Preacher is the latest in a long line of comic book titles to be adapted for television. This new series from actor Seth Rogen and his producing partner Evan Goldberg is a prequel to the Vertigo comics that tell the story of Jesse Custer, a preacher in a small American town who becomes possessed by a supernatural creature. In the Amazon Prime 10-part series we get to see what set Jesse off on his path of religious and supernatural struggles.
The first episode screened at the MCM London Comic-Con and was met with rapturous applause upon finish. I was one of the people lucky enough to see it, and found it to be just as dark and menacing as the comics. It’s a show that really is not for the faint of heart and those who struggle to deal with religious and satanic symbolism.
Dominic Cooper’s Custer is a gruff, bearded Preacher who, while young in years, is world weary in life. At one point in the first episode we see him ask God for a sign otherwise he is ditching the faith. This idea that those of “the cloth” can lose faith is an intriguing one and hopefully it continues through the rest of the season. Cooper makes Custer a likeable if somewhat hard edged character; you’ll root for him in some parts of his life, but in others you’ll hate him. He appears to come to life when fighting. There is an energetic fight scene that sees Custer beat down a handful of men with ease. It’s filmed in close quarter and at zippy pace.
Cooper more than handles his own in the fight scenes and that’s something we’ve never really seen from him in other roles. It’s going to be interesting to see where this character is taken. We also see the introduction of Tulip (Ruth Negga), a sexy female who kicks the living daylights out of a couple of men in a moving car before coming to a stop and talking to two kids about education. She seems like a fun character and one that will come more and more into the story arc as the season progresses. The true champion of the first episode is Joseph Gilgun, who plays Cassidy – an Irish character with a penchant for getting drunk, spouting sarcastic lines, getting drunk, telling jokes, oh and getting drunk. Not much can be gleamed from the first episode as to who Cassidy truly is, but one thing is for sure – you don’t want to fight him. Set u[on by a group of men while he's working as a barman on a private jet, Cassidy uses anything and everything at his disposal to takes them down one by one – including a silver platter tray, a bottle of very expensive champagne and a spear.
Vertigo, an imprint of DC Comics, has a tendency to put out much darker material than your flashy, gimmick-y Marvel stuff. Preacher won’t be for everyone, but for those craving those unusual, slightly left of centre comic book adaptations such as Blade, The Crow and The Dark Knight then Preacher is one to check out.

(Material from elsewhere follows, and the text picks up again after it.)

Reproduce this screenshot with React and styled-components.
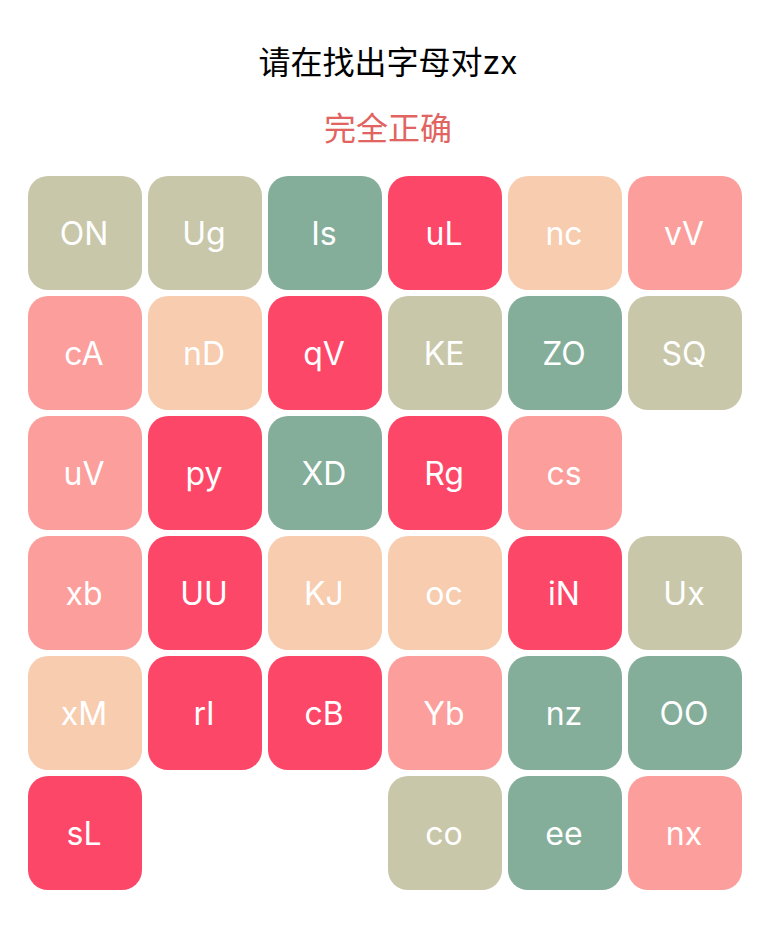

After the screening, Cooper was on hand to discuss the show. When asked if he was worried about how long it had taken for Preacher to finally make it to the screen (it had been gestating for a decade, either as a film or TV series), Cooper said that he was aware there had been other variations floating about but knew this one would finally make it when he flew to LA to meet with Rogen and Goldberg. Here, the two producers set about trying to explain the synopsis of Preacher. Cooper was struggling to understand most of it, but when he saw the passion they both had for the project then he knew that it was on the right path and he had to be involved.
Asked if he had ever read the comics before signing on to star in the show, Cooper was honest and said he had heard of them but never read them. He remembers older boys at his school being locked away in their rooms reading it and then never mentioning it. He never got to read it then. It was only when he was going to be involved in the show that he purchased all the graphic novels and devoured them very rapidly.
When asked what drew him to the show he cited that Preacher reminded him of Twin Peaks. In that it wasn’t afraid to jump genres. Also that Preacher wasn’t scared to take on religion. He did admit that part of the draw was that he found it difficult to understand the character initially. He spent a long time trying to “find Jesse” and it was only when the finished scripts came in that he could understand the back story to the character. He spent time listing to preachers from the south of America in order to get his accent correct. However, he did say that it took a while to finally nail it and he was back stage listening to the end of the pilot and cringed occasionally at some of the times where he felt he hadn’t got it right.
Cooper spoke about the comedy element in the show. He believes they managed to keep the tone of the original work. So the humour works alongside the ghastly and vivid depictions of violence. Also at the centre of it is a human storyline and that’s why it’s such a rounded piece of work.